## WRITTEN TASK
Gather up the lines with the word "that" in them.

[START DATASET RECORDS]

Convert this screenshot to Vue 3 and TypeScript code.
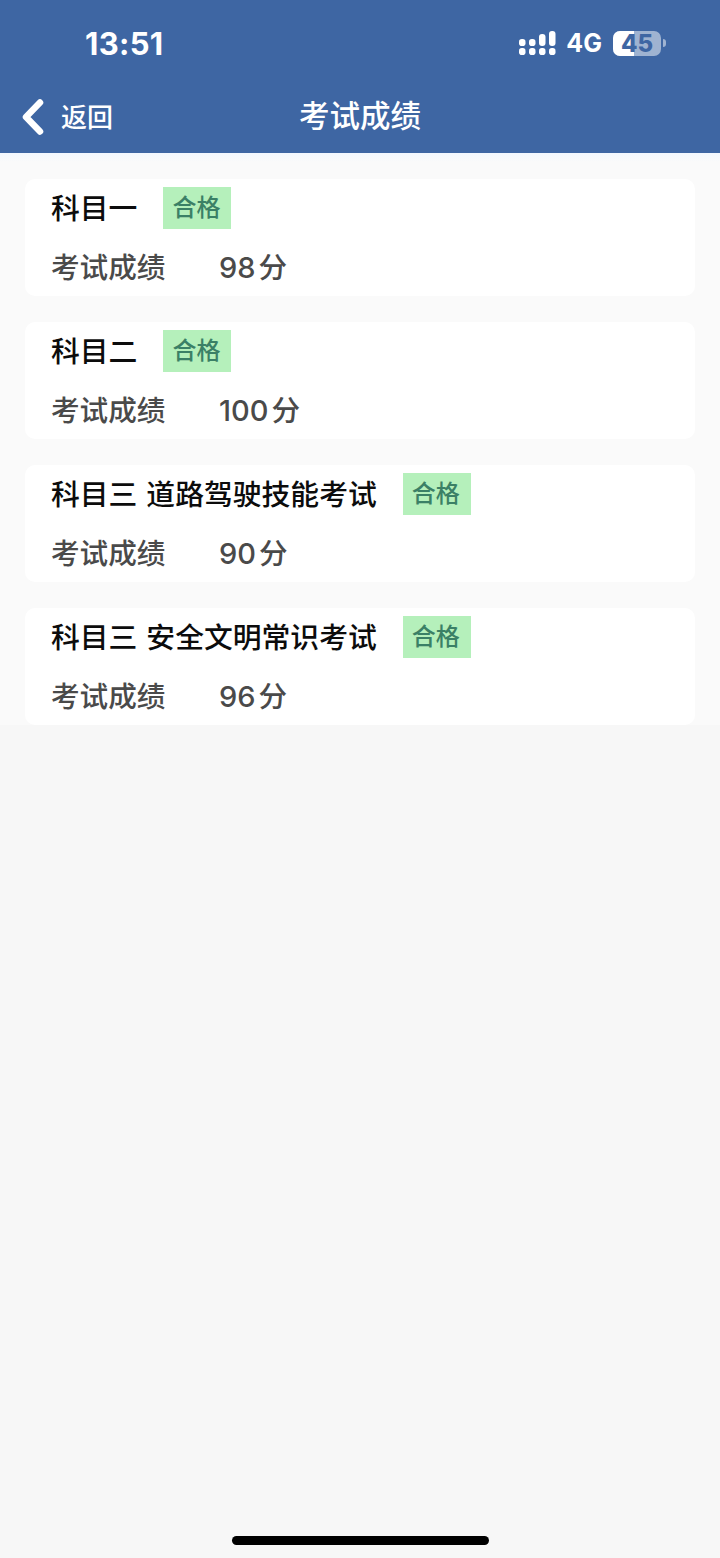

[END DATASET RECORDS]
[START DATASET RECORDS]

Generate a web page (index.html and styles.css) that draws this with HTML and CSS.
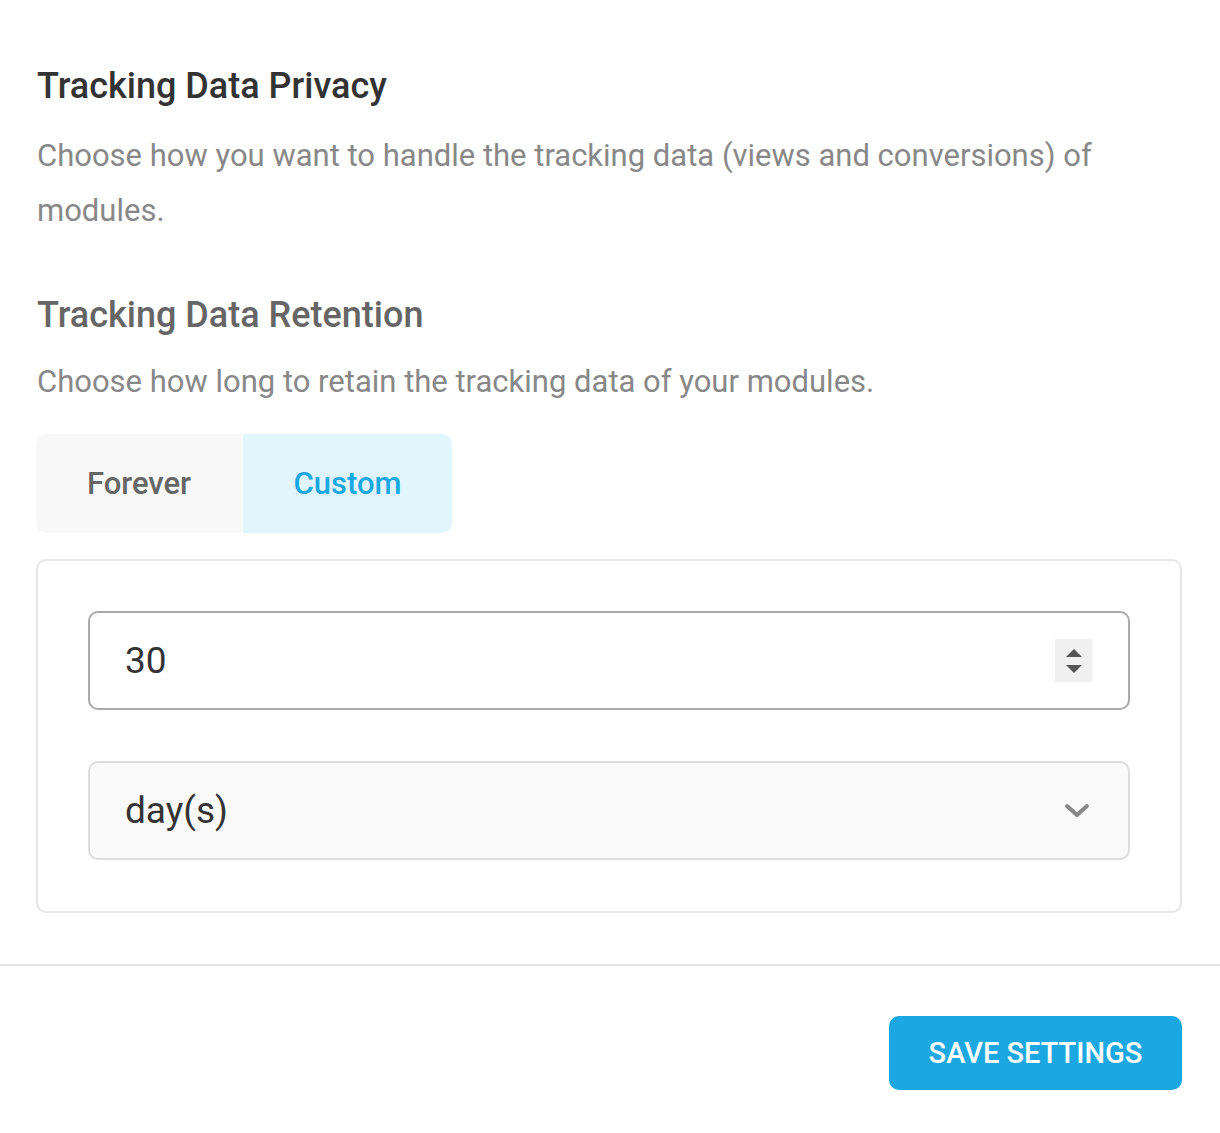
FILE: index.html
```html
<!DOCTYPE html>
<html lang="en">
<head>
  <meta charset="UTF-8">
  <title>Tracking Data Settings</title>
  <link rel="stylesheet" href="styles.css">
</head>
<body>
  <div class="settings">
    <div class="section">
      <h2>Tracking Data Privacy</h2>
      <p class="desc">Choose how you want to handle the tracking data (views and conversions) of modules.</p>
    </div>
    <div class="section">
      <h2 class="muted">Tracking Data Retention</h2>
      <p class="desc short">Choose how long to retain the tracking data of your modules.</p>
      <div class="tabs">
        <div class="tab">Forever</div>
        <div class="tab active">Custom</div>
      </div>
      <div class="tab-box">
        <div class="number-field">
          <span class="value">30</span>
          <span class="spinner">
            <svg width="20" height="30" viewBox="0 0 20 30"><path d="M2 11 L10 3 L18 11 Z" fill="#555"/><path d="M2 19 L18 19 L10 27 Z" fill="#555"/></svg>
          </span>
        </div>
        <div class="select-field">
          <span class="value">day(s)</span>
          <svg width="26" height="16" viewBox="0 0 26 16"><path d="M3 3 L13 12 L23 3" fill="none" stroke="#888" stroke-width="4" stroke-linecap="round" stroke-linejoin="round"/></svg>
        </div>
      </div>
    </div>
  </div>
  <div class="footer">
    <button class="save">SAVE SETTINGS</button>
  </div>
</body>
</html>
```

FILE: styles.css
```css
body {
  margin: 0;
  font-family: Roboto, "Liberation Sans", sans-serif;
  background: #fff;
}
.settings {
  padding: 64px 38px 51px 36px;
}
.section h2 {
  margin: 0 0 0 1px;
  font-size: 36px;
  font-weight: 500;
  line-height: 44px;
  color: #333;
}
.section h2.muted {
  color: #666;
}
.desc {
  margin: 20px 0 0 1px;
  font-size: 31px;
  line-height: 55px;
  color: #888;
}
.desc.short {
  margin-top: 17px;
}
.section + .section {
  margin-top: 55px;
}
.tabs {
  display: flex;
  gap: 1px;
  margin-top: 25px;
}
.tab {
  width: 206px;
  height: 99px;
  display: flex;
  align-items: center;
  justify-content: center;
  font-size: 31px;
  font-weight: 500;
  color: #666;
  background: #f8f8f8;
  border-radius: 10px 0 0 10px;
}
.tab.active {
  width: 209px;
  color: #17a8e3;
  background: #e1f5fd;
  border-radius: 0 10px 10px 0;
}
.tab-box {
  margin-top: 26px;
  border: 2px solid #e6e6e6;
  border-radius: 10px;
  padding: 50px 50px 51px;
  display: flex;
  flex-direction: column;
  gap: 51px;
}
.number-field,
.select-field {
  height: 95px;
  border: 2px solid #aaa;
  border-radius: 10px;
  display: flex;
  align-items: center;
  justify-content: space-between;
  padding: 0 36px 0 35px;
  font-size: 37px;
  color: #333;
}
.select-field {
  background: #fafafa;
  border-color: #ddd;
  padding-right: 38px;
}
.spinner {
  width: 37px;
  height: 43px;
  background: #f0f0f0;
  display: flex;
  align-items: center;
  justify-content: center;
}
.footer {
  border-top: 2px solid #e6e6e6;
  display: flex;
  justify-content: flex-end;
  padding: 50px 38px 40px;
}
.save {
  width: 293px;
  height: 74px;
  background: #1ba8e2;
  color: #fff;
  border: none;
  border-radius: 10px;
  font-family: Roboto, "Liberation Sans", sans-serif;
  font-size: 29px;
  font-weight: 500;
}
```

[END DATASET RECORDS]
[START DATASET RECORDS]

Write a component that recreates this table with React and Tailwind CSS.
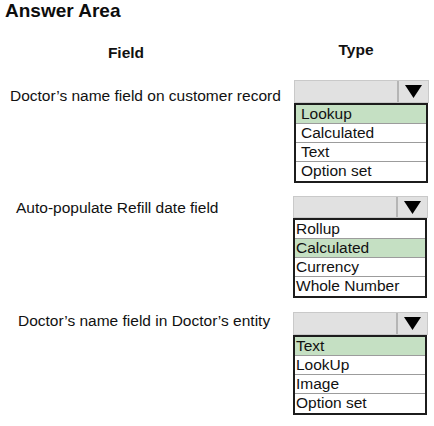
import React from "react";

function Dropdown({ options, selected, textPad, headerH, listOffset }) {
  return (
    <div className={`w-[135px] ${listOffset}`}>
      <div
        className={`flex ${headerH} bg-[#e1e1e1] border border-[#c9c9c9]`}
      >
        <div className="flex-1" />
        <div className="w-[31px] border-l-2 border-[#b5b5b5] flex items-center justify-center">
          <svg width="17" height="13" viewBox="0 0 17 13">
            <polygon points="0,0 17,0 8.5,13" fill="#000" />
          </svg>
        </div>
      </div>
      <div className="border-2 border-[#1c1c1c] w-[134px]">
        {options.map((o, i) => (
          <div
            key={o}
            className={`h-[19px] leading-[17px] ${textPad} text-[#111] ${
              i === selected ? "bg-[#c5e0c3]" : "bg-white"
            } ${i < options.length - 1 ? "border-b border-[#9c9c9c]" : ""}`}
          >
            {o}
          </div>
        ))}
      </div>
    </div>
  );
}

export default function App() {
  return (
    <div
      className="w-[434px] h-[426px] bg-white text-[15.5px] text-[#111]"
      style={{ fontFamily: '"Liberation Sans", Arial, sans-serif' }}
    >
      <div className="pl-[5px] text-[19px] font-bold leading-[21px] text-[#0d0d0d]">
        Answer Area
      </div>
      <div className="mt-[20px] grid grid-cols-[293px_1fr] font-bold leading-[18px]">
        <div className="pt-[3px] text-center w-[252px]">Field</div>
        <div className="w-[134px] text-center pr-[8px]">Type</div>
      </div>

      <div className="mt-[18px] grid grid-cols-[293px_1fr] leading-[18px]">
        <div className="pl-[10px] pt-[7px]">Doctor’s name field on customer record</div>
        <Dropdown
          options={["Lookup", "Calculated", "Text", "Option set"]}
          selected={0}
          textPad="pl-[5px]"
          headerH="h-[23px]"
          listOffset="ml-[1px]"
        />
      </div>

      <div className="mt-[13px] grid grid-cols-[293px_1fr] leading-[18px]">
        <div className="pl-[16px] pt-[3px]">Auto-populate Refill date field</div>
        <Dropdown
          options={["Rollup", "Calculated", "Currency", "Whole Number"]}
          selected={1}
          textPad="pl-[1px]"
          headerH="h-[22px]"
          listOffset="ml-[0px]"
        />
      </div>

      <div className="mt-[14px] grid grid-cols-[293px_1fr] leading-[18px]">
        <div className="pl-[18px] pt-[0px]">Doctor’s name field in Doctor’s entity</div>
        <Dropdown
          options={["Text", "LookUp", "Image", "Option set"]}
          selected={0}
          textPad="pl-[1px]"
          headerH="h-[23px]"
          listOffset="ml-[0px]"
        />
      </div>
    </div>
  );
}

[END DATASET RECORDS]

## REPLY TO THE TASK
Generate a web page (index.html and styles.css) that draws this with HTML and CSS.
Write a component that recreates this table with React and Tailwind CSS.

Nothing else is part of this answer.